We’ve all heard it before — maybe even said it ourselves, or even wrote it in a book, such as I did: “Students learn better when they already know a lot about the topic.” It’s the classic knowledge-is-power hypothesis that a solid knowledge base gives you a leg up when learning something new. It’s backed by theories of expertise, endorsed in teacher training, and often repeated in staff meetings when test scores come in.
But what if that’s not entirely right?
A new experimental study challenges this long-standing belief. Researchers Zachary Buchin and Neil Mulligan set up a clever design: first, they trained students in three of four topics in a domain like psychology or geology. Later, they gave them new material, including one untrained topic in the same domain and four topics from a completely different one. If prior domain knowledge really boosts learning, students should do better on the new topic within the domain they were trained in.
They didn’t.
The result was the same across different measures—final test scores, absolute learning gains, and normalised gains—having more domain-specific knowledge didn’t help students learn the new topic better, not even a little. Bayes factors even gave moderate support for no effect at all.
This matters.
Most earlier studies showing benefits of prior knowledge were correlational, which means we couldn’t tell cause from coincidence. Maybe students who start with more knowledge also have more motivation or better memory. Buchin and Mulligan solved that by randomly assigning students to domains and topics, and keeping everything else constant.
And still, no benefit for new learning.
Yes, students who were trained in a topic remembered more facts about it later — but that’s not surprising. What’s new is that their background knowledge didn’t transfer to help them understand other material in the same domain. Even when they reported the learning felt easier, it wasn’t actually more effective.

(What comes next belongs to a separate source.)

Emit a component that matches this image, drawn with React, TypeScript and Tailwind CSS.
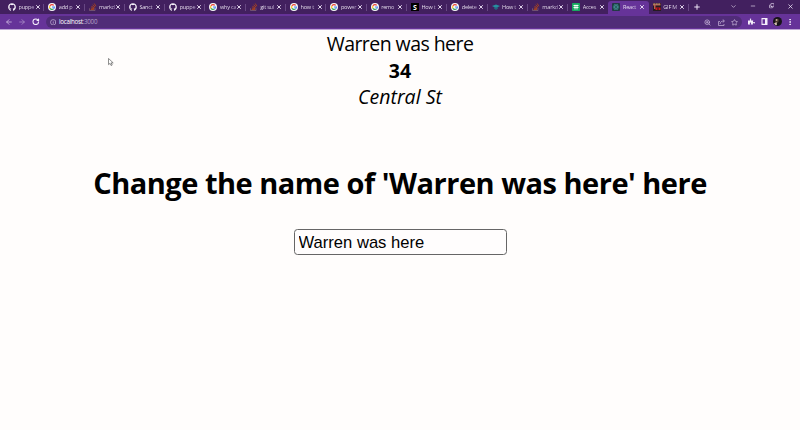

So, where does this leave us?
It doesn’t mean prior knowledge is useless — far from it. It still plays a role in comprehension, memory, and reasoning. But maybe its role in new learning is more limited than we assumed. Or more context-dependent. Perhaps it matters more when building deep conceptual schemas than learning isolated facts. Maybe it matters when there’s more time, when learning is self-directed, or when prior knowledge is activated explicitly.
But those are still maybes.
For now, this study reminds us to be careful with educational clichés. Just because something feels intuitively true doesn’t mean it holds up in all situations. Even in education, power comes not from knowledge alone, but from being willing to rethink what we thought we knew.
Abstract of the study:
It is commonly claimed that higher domain knowledge enhances new learning—the knowledge-is-power hypothesis. However, a recent meta-analysis (Simonsmeier et al., 2022) has challenged this idea, finding no overall relationship between prior knowledge and new learning across hundreds of highly variable effect sizes. The authors note that this variability and lack of randomized controlled experiments preclude broad claims regarding the influence of prior knowledge on learning. The present study (conducted in 2020) provides an experimental assessment of the causal effect of prior domain knowledge on new learning. Participants were randomly assigned to receive training in one of two academic domains over 3 days before learning new information about topics in both domains for a later test. Training was specific to three of four topics within that domain, allowing the untrained topic in the trained domain to act as a measure of new learning in that domain. New learning, measured as final test performance or knowledge gains, did not differ between the high and low domain knowledge conditions. Experimentally induced prior domain knowledge did not affect new learning.